Multidisciplinary project

The Shanghai Project is a multidisciplinary ideas platform bringing together practitioners from a variety of disciplines, including art, architecture, design, film, performance, sound, as well as the humanities, social and natural sciences.

The inaugural edition of the Shanghai Project, under the co-artistic directorship of Yongwoo Lee, executive director of Shanghai Himalayas Museum, and Hans Ulrich Obrist, artistic director of Serpentine Galleries London, is organized by the Shanghai Himalayas Museum, and co-organized by the Shanghai International Culture Association, and supported by Envision Energy and Zendai Group.

==History==
The Shanghai Project was founded in 2015 by Yongwoo Lee in partnership with Dai Zhikang. The first phase of Shanghai Project took place in 2016 at the Himalaya Center and Shanghai Himalayas Museum, its satellite venue at Zendai Zhujiajiao Art Museum, and various venues across Shanghai including Century Park in Pudong New District.

- 2016: Inaugural edition of Shanghai Project, Envision 2116, Co-Artistic Directors: Yongwoo Lee and Hans Ulrich Obrist.

==First edition of Shanghai Project (2016)==
The inaugural edition of the Shanghai Project will launch on September 4, 2016, and take place over the duration of eleven months, ending in July 2017.

Taking "Envision 2116" as its theme, the festival gathering—from China and abroad—"artists, filmmakers, performers, musicians, designers, architects, writers (including journalists, bloggers, science fiction novelists, and poets), philosophers, historians, scientists, economists, geographers, sociologists, anthropologists, doctors, lawyers, engineers, hackers, and activists, all of whom will be dubbed 'researchers'", and the people of Shanghai to think, discuss, relate, and act on the sustainability of the humankind's futures in the 22nd century".

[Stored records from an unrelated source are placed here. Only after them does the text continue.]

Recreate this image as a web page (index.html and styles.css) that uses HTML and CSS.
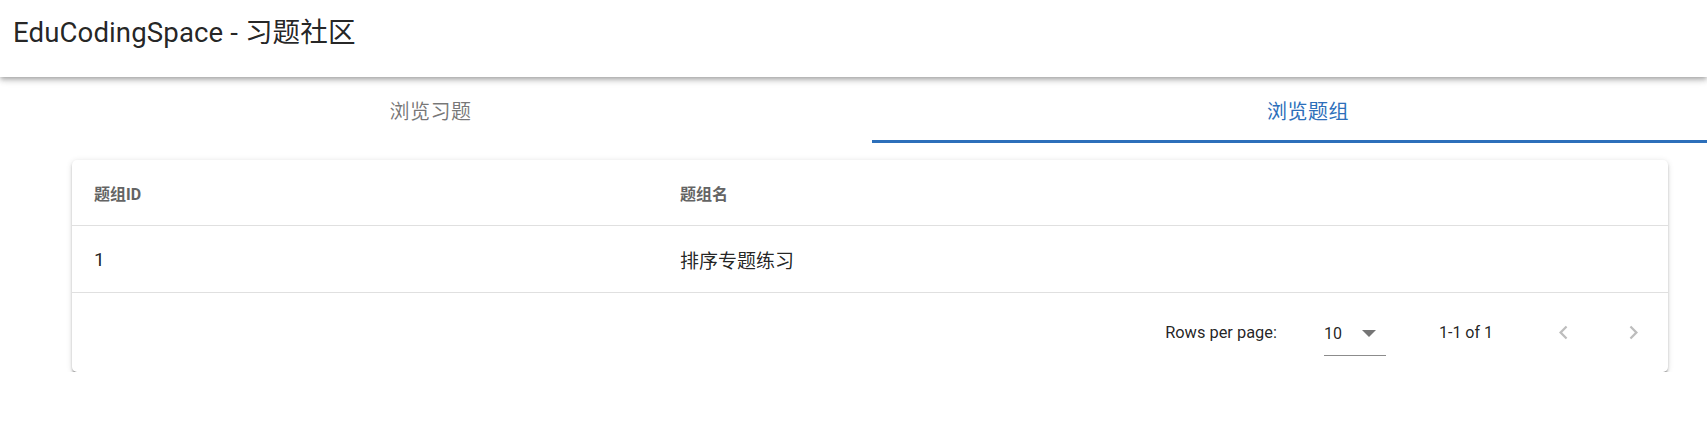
FILE: index.html
```html
<!DOCTYPE html>
<html lang="zh-CN">
<head>
<meta charset="utf-8">
<title>EduCodingSpace - 习题社区</title>
<link rel="stylesheet" href="styles.css">
</head>
<body>
<header class="appbar">
  <h1 class="title">EduCodingSpace - 习题社区</h1>
</header>
<main class="page">
  <nav class="tabs">
    <div class="tab first">浏览习题</div>
    <div class="tab active">浏览题组</div>
  </nav>
  <section class="card">
    <div class="row head">
      <div class="cell c1">题组ID</div>
      <div class="cell c2">题组名</div>
    </div>
    <div class="row body">
      <div class="cell c1">1</div>
      <div class="cell c2">排序专题练习</div>
    </div>
    <div class="footer">
      <span class="label">Rows per page:</span>
      <div class="select">
        <span class="value">10</span>
        <svg class="caret" viewBox="0 0 14 7" width="14" height="7"><path d="M0 0L7 7L14 0Z" fill="currentColor"/></svg>
      </div>
      <span class="range">1-1 of 1</span>
      <button class="nav prev" disabled>
        <svg viewBox="0 0 24 24" width="27" height="27"><path d="M15.41 16.59L10.83 12l4.58-4.59L14 6l-6 6 6 6 1.41-1.41z" fill="currentColor"/></svg>
      </button>
      <button class="nav next" disabled>
        <svg viewBox="0 0 24 24" width="27" height="27"><path d="M8.59 16.59L13.17 12 8.59 7.41 10 6l6 6-6 6-1.41-1.41z" fill="currentColor"/></svg>
      </button>
    </div>
  </section>
</main>
</body>
</html>
```

FILE: styles.css
```css
html, body {
  margin: 0;
  padding: 0;
  background: #ffffff;
  overflow: hidden;
}

body {
  font-family: Roboto, "Noto Sans CJK SC", "Noto Sans", sans-serif;
  color: rgba(0, 0, 0, 0.87);
}

.appbar {
  position: relative;
  z-index: 2;
  box-sizing: border-box;
  height: 77px;
  padding-bottom: 17px;
  display: flex;
  align-items: center;
  background: #ffffff;
  box-shadow: 0 2px 4px -1px rgba(0, 0, 0, 0.2), 0 4px 5px 0 rgba(0, 0, 0, 0.14), 0 1px 10px 0 rgba(0, 0, 0, 0.12);
}

.title {
  margin: 0;
  padding-left: 13px;
  font-size: 27.6px;
  font-weight: 400;
  color: rgba(0, 0, 0, 0.87);
  letter-spacing: 0.1px;
}

.page {
  width: 1744px;
}

.tabs {
  display: grid;
  grid-template-columns: 1fr 1fr;
  height: 66px;
}

.tab {
  display: flex;
  align-items: center;
  justify-content: center;
  font-size: 20px;
  letter-spacing: 0.5px;
  color: rgba(0, 0, 0, 0.54);
}

.tab.first {
  padding-right: 11px;
}

.tab.active {
  color: #2d6fba;
  box-shadow: inset 0 -3px 0 #2d6fba;
}

.card {
  margin: 17px 0 0 72px;
  width: 1596px;
  border-radius: 5px;
  background: #ffffff;
  box-shadow: 0 3px 2px -1px rgba(0, 0, 0, 0.28), 0 2px 3px 0 rgba(0, 0, 0, 0.16), 0 1px 6px 0 rgba(0, 0, 0, 0.12);
}

.row {
  display: flex;
  border-bottom: 1px solid #e0e0e0;
}

.row.head {
  height: 65px;
}

.row.body {
  height: 66px;
}

.cell {
  display: flex;
  align-items: center;
  box-sizing: border-box;
  padding-left: 22px;
}

.c1 {
  width: 586px;
}

.c2 {
  flex: 1;
}

.head .cell {
  font-size: 16px;
  font-weight: 700;
  color: #646464;
}

.body .cell {
  font-size: 19px;
  color: rgba(0, 0, 0, 0.87);
}

.footer {
  height: 79px;
  display: flex;
  align-items: center;
  justify-content: flex-end;
  padding-right: 11px;
  font-size: 16px;
  color: rgba(0, 0, 0, 0.87);
}

.label {
  margin-right: 47px;
  font-size: 16.4px;
}

.select {
  align-self: flex-start;
  margin-top: 18px;
  box-sizing: border-box;
  width: 62px;
  height: 45px;
  display: flex;
  align-items: center;
  border-bottom: 1px solid #8c8c8c;
}

.value {
  font-size: 16px;
}

.caret {
  margin-left: 20px;
  color: #757575;
}

.range {
  margin-left: 53px;
}

.nav {
  width: 48px;
  height: 48px;
  padding: 0;
  border: none;
  background: none;
  display: flex;
  align-items: center;
  justify-content: center;
  color: #bdbdbd;
}

.nav.prev {
  margin-left: 46px;
}

.nav.next {
  margin-left: 22px;
}
```
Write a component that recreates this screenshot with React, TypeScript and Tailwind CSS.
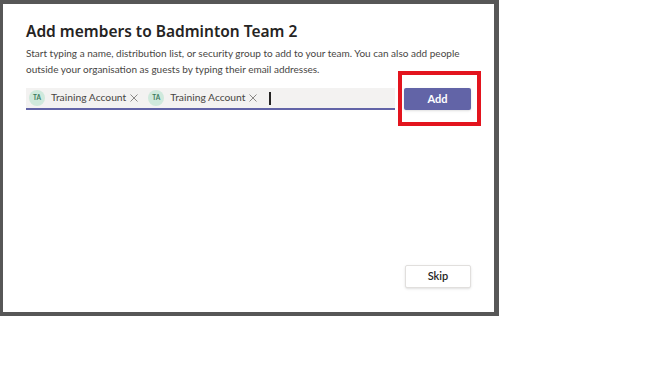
export default function App() {
  const chip = (
    <div className="flex items-center">
      <div className="flex size-[16px] items-center justify-center rounded-full bg-[#cfe9dc] text-[6.5px] font-bold text-[#3b7a5c]">
        TA
      </div>
      <span className="ml-[6px] text-[10.3px] text-[#484644]">Training Account</span>
      <svg className="ml-[4px]" width="8" height="8" viewBox="0 0 8 8">
        <path d="M0.5 0.5 L7.5 7.5 M7.5 0.5 L0.5 7.5" stroke="#8a8886" strokeWidth="1" />
      </svg>
    </div>
  );

  return (
    <div
      className="relative h-[383px] w-[666px] bg-white"
      style={{ fontFamily: 'Lato, "Noto Sans", sans-serif' }}
    >
      <div className="h-[316px] w-[499px] bg-[#575757] pl-[3px] pt-[4px]">
        <div className="flex h-[308px] w-[491px] flex-col bg-white pl-[23px] pr-[22px]">
          <h1
            className="mt-[16px] text-[15.5px] font-semibold leading-[22px] text-[#252423]"
            style={{ fontFamily: '"Noto Sans", sans-serif' }}
          >
            Add members to Badminton Team 2
          </h1>
          <p className="mt-[3px] text-[10px] leading-[16px] text-[#484644]">
            Start typing a name, distribution list, or security group to add to your team. You can also add people outside your organisation as guests by typing their email addresses.
          </p>
          <div className="mt-[11px] flex items-center">
            <div className="flex h-[22px] w-[369px] items-center gap-[10px] border-b-2 border-[#6264a7] bg-[#f3f2f1] pl-[3px]">
              {chip}
              {chip}
              <div className="ml-[2px] h-[13px] w-[1.5px] bg-[#252423]" />
            </div>
            <button className="ml-[9px] h-[22px] w-[67px] rounded-[2px] bg-[#6264a7] text-[11px] font-bold text-white shadow-sm">
              Add
            </button>
          </div>
          <div className="mt-auto mb-[24px] flex justify-end">
            <button className="mr-[1px] h-[23px] w-[66px] rounded-[2px] border border-[#e1dfdd] bg-white text-[11px] font-semibold text-[#252423] shadow-sm">
              Skip
            </button>
          </div>
        </div>
      </div>
      <div className="absolute left-[398px] top-[71px] h-[55px] w-[83px] border-[4px] border-[#e3141e]" />
    </div>
  );
}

Phase one of the first edition includes exhibitions, gatherings, screenings, talks, workshops, an open call, a commissioned architectural pavilion, and public art installations across sites in Shanghai, as well as the annual International Biennial Association Conference in collaboration with the Power Station of Art from September 3–4, 2016.

Researchers of this phase included: Xu Bing, Jenova Chen, Otobong Nkanga, Douglas Coupland, Liam Gillick, Liu Yi, Sou Fujimoto, and Cildo Meireles, etc.

===Shanghai Project Pavilion===
The Shanghai Project invited Japanese architect Sou Fujimoto to design and construct a pavilion, titled "Envision Pavilion" and situated besides the Arata Isozaki-designed Shanghai Himalayas Center, to house various cultural activities and amenities.

===Exhibitions program===
The Shanghai Project's exhibitions program creates multiple narratives in response to the theme of "Envision 2116", through an open and flexible configuration of multi-media installations, taking place at different venues across Shanghai.

===Shanghai Project Public Program===
The Shanghai Project's public program includes a wide range of public activities, including performances, film and video screenings, discursive programs and participatory events. Notable ones include "Community Participation Program," a series of neighborhood events intended to open a dialogue between the city of Shanghai and its residents that launched on July 15, 2016, joint programs with Jifeng Bookstore and Shanghai Flaneur, as well as a children's program located in Century Park.

===Qidian, Shanghai Project Open Call===
"Qidian," which loosely translates into "starting point", is an nationwide open call designed to tap into the talent and interests of China's new generation, which is based on the long-term international project "89plus" (co-curated by Simon Castets and Hans Ulrich Obrist in collaboration with Katherine Dionysius).